Work to complete =>
Where the word "this" occurs in a line, return that line.

Collected material =>
## BEGIN

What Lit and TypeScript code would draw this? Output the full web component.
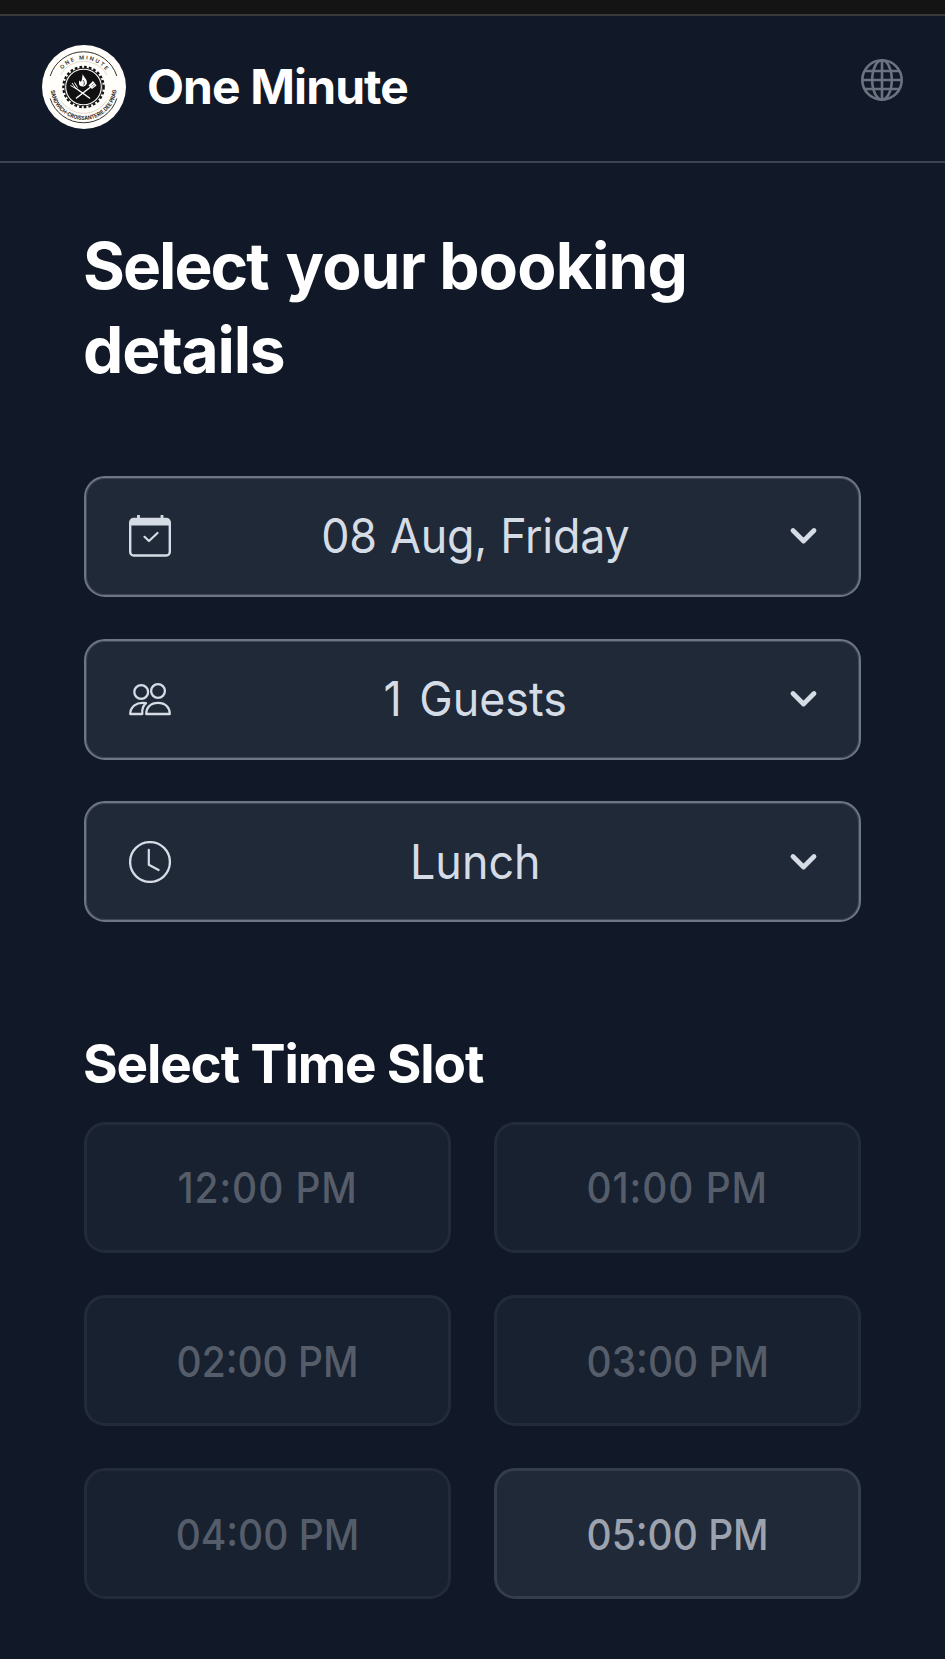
import { LitElement, html, css, svg } from "lit";
import { customElement, state } from "lit/decorators.js";

const calendarIcon = svg`
  <rect x="1.2" y="4" width="39.600" height="36.500" rx="3.5" stroke-width="2.4"/>
  <path d="M1 10.600V7Q1 3.600 4.500 3.600H37.500Q41 3.600 41 7V10.600Z" fill="currentColor" stroke="none"/>
  <path d="M9.500 0V4M33 0V4" stroke-width="2.800"/>
  <path d="M15.500 21.800L20 26L28.500 18" stroke-width="2.200" stroke-linecap="round" stroke-linejoin="round"/>`;

const guestsIcon = svg`
  <circle cx="12.200" cy="14" r="6.900" stroke-width="2.300"/>
  <circle cx="29" cy="13" r="6.900" stroke-width="2.300"/>
  <path d="M17.200 36C17.200 29.500 21.500 24.900 29 24.900S40.800 29.500 40.800 36Z" stroke-width="2.300" stroke-linejoin="round"/>
  <path d="M17 25.200C7 23.300 1.400 29.500 1.200 36H13.300C12.800 31.500 13.800 28 17 25.200Z" stroke-width="2.300" stroke-linejoin="round"/>`;

const clockIcon = svg`
  <circle cx="21" cy="21" r="19.900" stroke-width="2.300"/>
  <path d="M19.800 8.800V23.800L29.600 29" stroke-width="2.200" stroke-linecap="round" stroke-linejoin="round"/>`;

@customElement("brand-logo")
class BrandLogo extends LitElement {
  static styles = css`
    :host { display: block; width: 84px; height: 84px; }
    svg { display: block; }
    .ring-text { font-family: Inter, "Liberation Sans", sans-serif; fill: #2b2a28; }
  `;
  render() {
    return html`<svg width="84" height="84" viewBox="0 0 84 84" fill="none">
      <circle cx="42" cy="42" r="42" fill="#fffefb"/>
      <path d="M8.200 31A35 35 0 0 1 74.800 31M8.200 53.500A35 35 0 0 0 74.800 53.500" stroke="#35332f" stroke-width="1"/>
      <path d="M18.500 30A26.500 26.500 0 0 1 65 30M18.500 55A27 27 0 0 0 65 55" stroke="#d8d0bb" stroke-width=".8"/>
      <path id="top" d="M14 42A27.600 27.600 0 0 1 69.200 42"/>
      <path id="bottom" d="M8.600 42A33 33 0 0 0 74.600 42"/>
      <text class="ring-text" font-size="5.400" font-weight="600"><textPath href="#top" startOffset="19" textLength="50">ONE MINUTE</textPath></text>
      <text class="ring-text" font-size="5.600" font-weight="700"><textPath href="#bottom" startOffset="3.500" textLength="97" lengthAdjust="spacingAndGlyphs">SANDWICH-CROISSANTERIE.DEE PRAG</textPath></text>
      <circle cx="41.500" cy="42" r="19.300" fill="#111"/>
      <circle cx="41.500" cy="42" r="20.200" stroke="#111" stroke-width="2.200" stroke-dasharray="2.700 2.060"/>
      <circle cx="41.500" cy="42" r="17.800" stroke="#fffefb" stroke-width="1.100"/>
      <path d="M40.800 29C42 33 45.800 34.500 44.800 38.500C44 41 42 41.500 40.500 41.500C37.500 41.500 36 38.500 37.500 35.500L39 37C40.500 34.500 40 31.500 40.800 29Z" fill="#fff"/>
      <path d="M41 35C42.500 37 42.800 38.500 41.600 40.500" stroke="#111" stroke-width=".8"/>
      <path d="M34.500 53L48 42.500M47.500 53L33.500 43" stroke="#fff" stroke-width="1.500" stroke-linecap="round"/>
      <path d="M30 38L33.500 43M28.500 40.500L34 43.500M32.500 37.500L35.500 42.500" stroke="#fff" stroke-width="1"/>
      <path d="M46.500 40.500L51 36L54.500 40.500L50 44Z" fill="#fff"/>
      <path d="M49.500 40.500L51.500 38.500M50.500 42L52.800 40" stroke="#111" stroke-width=".6"/>
    </svg>`;
  }
}

@customElement("select-field")
class SelectField extends LitElement {
  static properties = { icon: { attribute: false }, label: { type: String }, kind: { type: String } };
  declare icon: unknown;
  declare label: string;
  declare kind: string;
  static styles = css`
    :host { display: block; }
    .field {
      box-sizing: border-box; width: 100%; height: 121px; padding: 0 39.500px 0 42.500px;
      display: grid; grid-template-columns: 42px 1fr 32px; align-items: center;
      border: 2px solid #6d7682; box-shadow: inset 0 0 0 1px #3f4956; border-radius: 21px; background: #1f2937;
      color: #d5dce6; font-family: Inter, "Liberation Sans", sans-serif; font-size: 48px; line-height: 58px;
      cursor: pointer;
    }
    .label { text-align: center; white-space: nowrap; font-weight: 400; transform: scaleX(.935); padding-right: 9px; }
    .date { letter-spacing: -.300px; word-spacing: 1px; }
    .guests { word-spacing: 5px; }
    svg { display: block; fill: none; stroke: currentColor; }
  `;
  render() {
    return html`<button class="field">
      <svg width="42" height="42" viewBox="0 0 42 42">${this.icon}</svg>
      <span class="label ${this.kind}">${this.label}</span>
      <svg width="32" height="32" viewBox="0 0 32 32"><path d="M5 10.500L15.500 21L26 10.500" stroke-width="4.800" stroke-linecap="round" stroke-linejoin="round"/></svg>
    </button>`;
  }
}

@customElement("app-root")
class AppRoot extends LitElement {
  @state() slots = [
    { time: "12:00 PM", open: false }, { time: "01:00 PM", open: false },
    { time: "02:00 PM", open: false }, { time: "03:00 PM", open: false },
    { time: "04:00 PM", open: false }, { time: "05:00 PM", open: true },
  ];
  static styles = css`
    :host { display: block; width: 100%; height: 1659px; overflow: hidden; background: #111827; color: #fff; font-family: Inter, "Liberation Sans", sans-serif; }
    .status { box-sizing: border-box; height: 16px; background: #141414; border-bottom: 2px solid #393a3b; }
    .header { box-sizing: border-box; height: 147px; border-bottom: 2px solid #3a4454; padding: 29px 42px 0; display: flex; align-items: flex-start; }
    .name { margin-left: 21px; font-size: 48px; line-height: 84px; font-weight: 700; letter-spacing: -.900px; flex: 1; }
    .globe { margin-top: 14px; display: block; fill: none; stroke: #6b7280; }
    .main { padding: 61px 84px 0; }
    .title { margin: 0 0 0 -1px; font-size: 64px; line-height: 84px; font-weight: 700; letter-spacing: -1.200px; }
    .tight { letter-spacing: -2px; margin-right: 4px; }
    .loose { letter-spacing: -.800px; }
    .fields { margin-top: 83.800px; display: grid; gap: 41.800px; }
    .subtitle { box-sizing: border-box; margin: 108px 0 0 -1px; padding-top: 1px; height: 91.400px; font-size: 53px; line-height: 66px; font-weight: 700; letter-spacing: -1.150px; }
    .slots { display: grid; grid-template-columns: 1fr 1fr; gap: 42.300px; }
    .slot { box-sizing: border-box; height: 131px; border: 3px solid #333d4b; border-radius: 21px; background: #1f2937; color: #9ca3af; font: 500 43px/52px Inter, "Liberation Sans", sans-serif; }
    .time { display: inline-block; transform: scaleX(.905); }
    .narrow { letter-spacing: 1px; }
    .closed { border-color: #222b38; background: #18212f; color: #565d6a; }
  `;
  render() {
    return html`
      <div class="status"></div>
      <header class="header">
        <brand-logo></brand-logo>
        <div class="name">One Minute</div>
        <svg class="globe" width="42" height="42" viewBox="0 0 42 42" stroke-width="2.600">
          <circle cx="21" cy="21" r="19.700"/><ellipse cx="21" cy="21" rx="9.800" ry="19.700"/>
          <path d="M21 1.300V40.700M1.300 21H40.700M4 12H38M4 30H38"/>
        </svg>
      </header>
      <main class="main">
        <h1 class="title"><span class="tight">Select</span> <span class="loose">your booking</span><br>details</h1>
        <div class="fields">
          <select-field kind="date" label="08 Aug, Friday" .icon=${calendarIcon}></select-field>
          <select-field kind="guests" label="1 Guests" .icon=${guestsIcon}></select-field>
          <select-field kind="meal" label="Lunch" .icon=${clockIcon}></select-field>
        </div>
        <h2 class="subtitle">Select Time Slot</h2>
        <div class="slots">
          ${this.slots.map((s) => html`<button class="slot ${s.open ? "" : "closed"}" ?disabled=${!s.open}><span class="time ${s.time.includes("1") ? "narrow" : ""}">${s.time}</span></button>`)}
        </div>
      </main>`;
  }
}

## END

Complete response =>
What Lit and TypeScript code would draw this? Output the full web component.
      <svg width="42" height="42" viewBox="0 0 42 42">${this.icon}</svg>
      <span class="label ${this.kind}">${this.label}</span>
          ${this.slots.map((s) => html`<button class="slot ${s.open ? "" : "closed"}" ?disabled=${!s.open}><span class="time ${s.time.includes("1") ? "narrow" : ""}">${s.time}</span></button>`)}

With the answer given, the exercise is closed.